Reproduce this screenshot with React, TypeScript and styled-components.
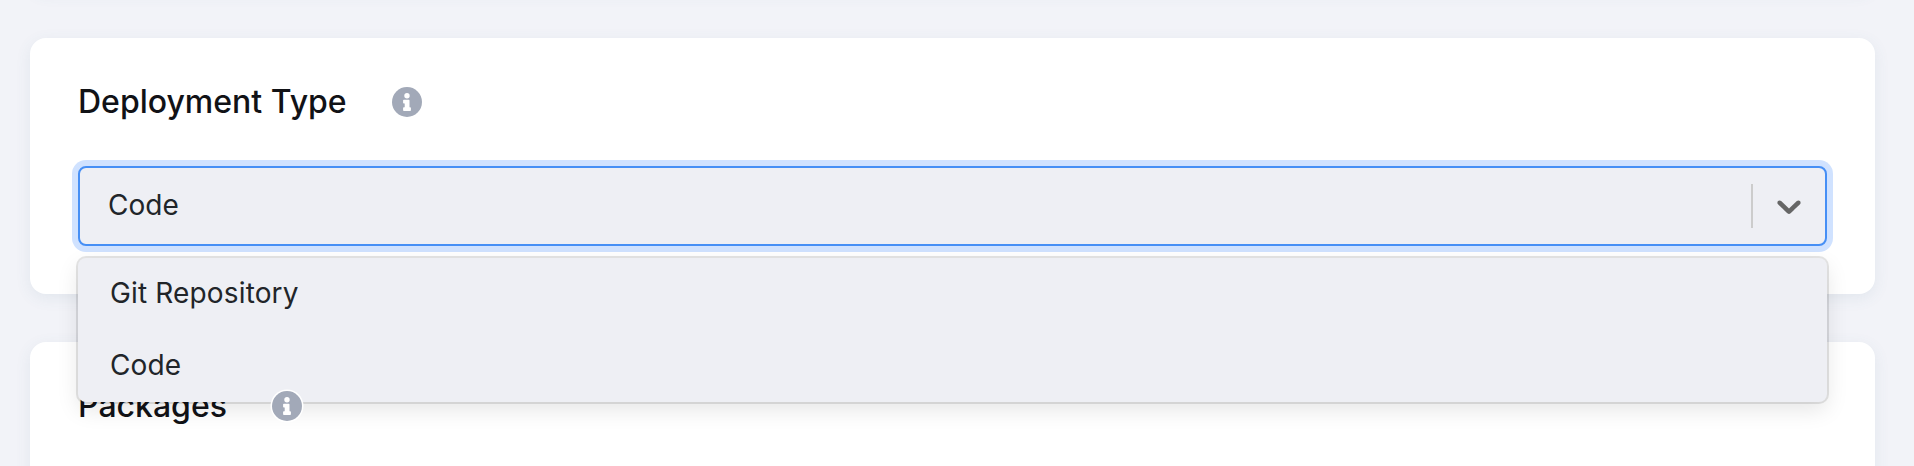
import React from "react";
import styled, { createGlobalStyle } from "styled-components";

const GlobalStyle = createGlobalStyle`
  * { box-sizing: border-box; }
  body {
    margin: 0;
    background: #f2f3f8;
    font-family: Inter, "Liberation Sans", sans-serif;
    color: #212529;
    overflow: hidden;
  }
`;

const Page = styled.main`
  height: 466px;
  overflow: hidden;
  padding: 0 39px 0 30px;
`;

const Stack = styled.div`
  display: flex;
  flex-direction: column;
  gap: 48px;
  margin-top: -98px;
`;

const Card = styled.section<{ $height: number }>`
  flex: none;
  height: ${(p) => p.$height}px;
  padding: 40px 48px 48px;
  background: #fff;
  border-radius: 16px;
  box-shadow: 0 4px 16px rgba(62, 110, 130, 0.09);
`;

const CardHeader = styled.header`
  display: flex;
  align-items: center;
  height: 48px;
  gap: 43px;
`;

const Title = styled.h2`
  margin: 0;
  font-size: 32px;
  font-weight: 500;
  line-height: 48px;
  color: #111216;
  white-space: nowrap;
`;

const InfoBadge = styled.span`
  position: relative;
  z-index: 20;
  display: block;
  width: 34px;
  height: 34px;

  svg {
    display: block;
    overflow: visible;
  }
`;

const Select = styled.div`
  position: relative;
  margin-top: 40px;
  font-size: 28px;
`;

const Control = styled.div`
  display: flex;
  align-items: stretch;
  height: 80px;
  border: 2px solid #468ff5;
  border-radius: 8px;
  background: #eeeff4;
  box-shadow: 0 0 0 6px #d0e2ff;
`;

const Value = styled.div`
  flex: 1;
  padding-left: 28px;
  line-height: 74px;
`;

const Separator = styled.span`
  width: 2px;
  margin: 16px 0;
  background: #ccc;
`;

const Indicator = styled.span`
  display: flex;
  align-items: center;
  padding: 0 16px;
  color: #666;
`;

const Menu = styled.ul`
  position: absolute;
  z-index: 10;
  top: 92px;
  left: 0;
  right: 0;
  margin: 0;
  padding: 0;
  list-style: none;
  background: #eeeff4;
  border-radius: 8px;
  box-shadow: 0 0 0 2px rgba(0, 0, 0, 0.1), 0 8px 22px rgba(0, 0, 0, 0.1);
`;

const Option = styled.li`
  height: 72px;
  padding-left: 32px;
  line-height: 70px;
  letter-spacing: 0.15px;
`;

const InfoIcon = () => (
  <InfoBadge>
    <svg width="34" height="34" viewBox="-17 -17 34 34">
      <circle r="16.5" fill="#fff" />
      <circle r="15" fill="#a2a9b8" />
      <circle cy="-6.3" r="2.7" fill="#fff" />
      <path
        d="M-3.1-2.3H1.7Q2.5-2.3 2.5-1.5V5.2H3.1Q3.9 5.2 3.9 6V8.2Q3.9 9 3.1 9H-3.1Q-3.9 9-3.9 8.2V6Q-3.9 5.2-3.1 5.2H-2.3V1.5H-3.1Q-3.9 1.5-3.9.7V-1.5Q-3.9-2.3-3.1-2.3Z"
        fill="#fff"
      />
    </svg>
  </InfoBadge>
);

const Chevron = () => (
  <svg width="40" height="40" viewBox="0 0 20 20" fill="currentColor">
    <path d="M4.516 7.548c0.436-0.446 1.043-0.481 1.576 0l3.908 3.747 3.908-3.747c0.533-0.481 1.141-0.446 1.574 0 0.436 0.445 0.408 1.197 0 1.615-0.406 0.418-4.695 4.502-4.695 4.502-0.217 0.223-0.502 0.335-0.787 0.335s-0.57-0.112-0.789-0.335c0 0-4.287-4.084-4.695-4.502s-0.436-1.17 0-1.615z" />
  </svg>
);

const options = ["Git Repository", "Code"];

export default function App() {
  return (
    <>
      <GlobalStyle />
      <Page>
        <Stack>
          <Card $height={88} />
          <Card $height={256}>
            <CardHeader>
              <Title>Deployment Type</Title>
              <InfoIcon />
            </CardHeader>
            <Select>
              <Control>
                <Value>Code</Value>
                <Separator />
                <Indicator>
                  <Chevron />
                </Indicator>
              </Control>
              <Menu>
                {options.map((name) => (
                  <Option key={name}>{name}</Option>
                ))}
              </Menu>
            </Select>
          </Card>
          <Card $height={220}>
            <CardHeader>
              <Title>Packages</Title>
              <InfoIcon />
            </CardHeader>
          </Card>
        </Stack>
      </Page>
    </>
  );
}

Aim of the task: Only a number is wanted: how many lines contain the word "components"?

Full output: 2